This might have been a villa once, but now it´s "Los Años 50," a cushy hotel bar in the hilly El Pinar neighborhood on the edge of Torremolinos, a town not noted for taste. "The 50´s Bar," I thought -- sock hops, poodle skirts, Whisky Sours -- this would be a weird Spanish take on American pop culture. But I was wrong. The 50s this bar refers to is a mix of flocked foil wallpaper and chrome-and-crystal trim, with Brigitte Bardot posters and overstuffed chairs in the bathrooms. We tucked ourselves into a corner of a 7-foot velvet-striped sofa, ordered G & Ts from the sparkling Swarovski-studded bar, and watched the evening unfold.
It was splendid, deluxe, absolutely fabulous. We were just in time for the music, a little electronic combo set up in a corner by the bar. A big woman dressed for a wedding wailed love songs while a gray little man tapped out bongo beats on a drum machine. From across the room a sun-tanned, double-breasted wise guy watched from deep in his chair, his fancy watch poised just so beneath his starched cuffs, his ankle crossed over the opposite knee. He was, obviously, the boss, and he was lovin´ those sentimental boom-chaka ballads.
The women clattered in, teetering dangerously on their high heels, every one spectacularly plucked, powdered, sprayed-down and patted into place. Not all were pretty, but each was utterly groomed. The men, too, wore suits cut sharp and shiny, their hair coifed, nails and shoes buffed. Some were tall and cool. Others were toad-like in tight Armani, their fingers too fat for their many rings. Two black men shimmered into the place in white Adidas tracksuits, Gabbana sunshades perched on the brims of their ballcaps. They sipped Martel and jangled their ice cubes, chillin.´ Everyone seemed to know one another. Everyone had something fascinating to say to someone else. All of them chattered excitedly and laughed out loud, hoping to be heard above the bongos, hoping to be noticed. A couple of people danced a complicated merengue. The bartender shook a cocktail shaker, and poured out something pink from a great height.

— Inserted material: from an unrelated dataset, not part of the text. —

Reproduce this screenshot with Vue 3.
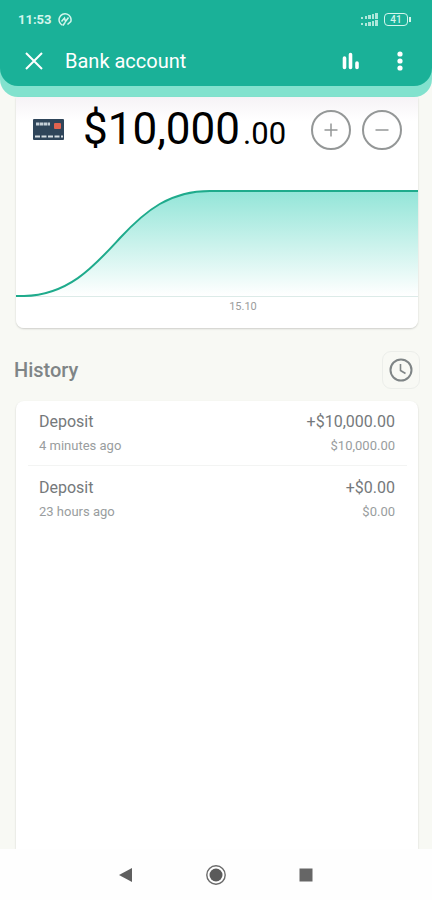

Then She sashayed in the door, a 40-something blonde bombshell, a sloe-eyed woman straight out of a Mickey Spillane potboiler. She wore a tiny knit dress and high-heel sparkly sandals, she smiled a porcelain smile, she worked the room. Everybody greeted her with joy and kisses. Her figure was amazingly impossible, her bottom and bosom round as fruit and perfectly cantilevered over a tiny waist. She was an exotic bird in a chromium cage, sparkling in the pink lights. We were dazzled.
It had been a long day´s drive. We decided against a second drink and took ourselves next door to our own villa-turned-hostel, and went to bed. It was only the next day we realized the Años 50 might be a fancy brothel. (I was glad we did not reserve our weekend rooms there -- it was an option on the booking website, but I shy away from places with jacuzzis in the bedrooms.) The Años 50 is too hot not to cool down. I don´t expect that place to be open when I go back again to Torre.
The following day we went down the hill to join the big O´Gara clan gathering, a 70th birthday party starring many of Patrick´s family members and old friends. Drink was taken, the 5-year-old grandson was chased round the garden by a succession of volunteer monsters. We picked lemons and oranges from the trees out back, cooked up meals, dreamed dreams and reminisced. Paddy and I had driven all the way down to the Meditteranean coast. Two of his sons had flown from England, along with a cousins and aunties and friends. None of us saw the beach.
But we saw one another, something that doesn´t happen so often. We saw a Tottenham Hotspur football game in a pub called Auld Dublin. We shopped for Marmite and Heinz Baked Beans, Basmati rice and Branston Pickle. We had a barbecue out in the yard, with grilled fresh sardines and bream, roast pork loin and watercress salad. It may have been the best barbecue food I ever had.
No hamburgers or hotdogs. I brought the things to make S´Mores, but after the meal no one was much interested in gooey sweet things.
It was three generations of a working-class English family, at play in a down-at-the-heels Spanish beach resort. Someone or other of Paddy´s family has lived there since the 1960´s, and I joined the story only 10 years ago -- and in that time I have witnessed the courtships and weddings and births, jobs worked, quit, lost, won; retirement, illness, death. The family in Torremolinos reminds me of how temporary we are. Health is so fragile, jobs and property so easily lost. Each time we meet there could be the last time. It is precious that way.
|Paddy, Sam, Dan, Matt, & Tom -- O´Garas all|
I don´t want to liken a hoochie bar to Paddy´s fine family, but there are a couple of things to learn from them both. We have to enjoy the show while it´s going on, marvel at the marvellous wonders, taste the tang of the gin in the glass. We can go back over and over, but we can never hope for things to stay the same.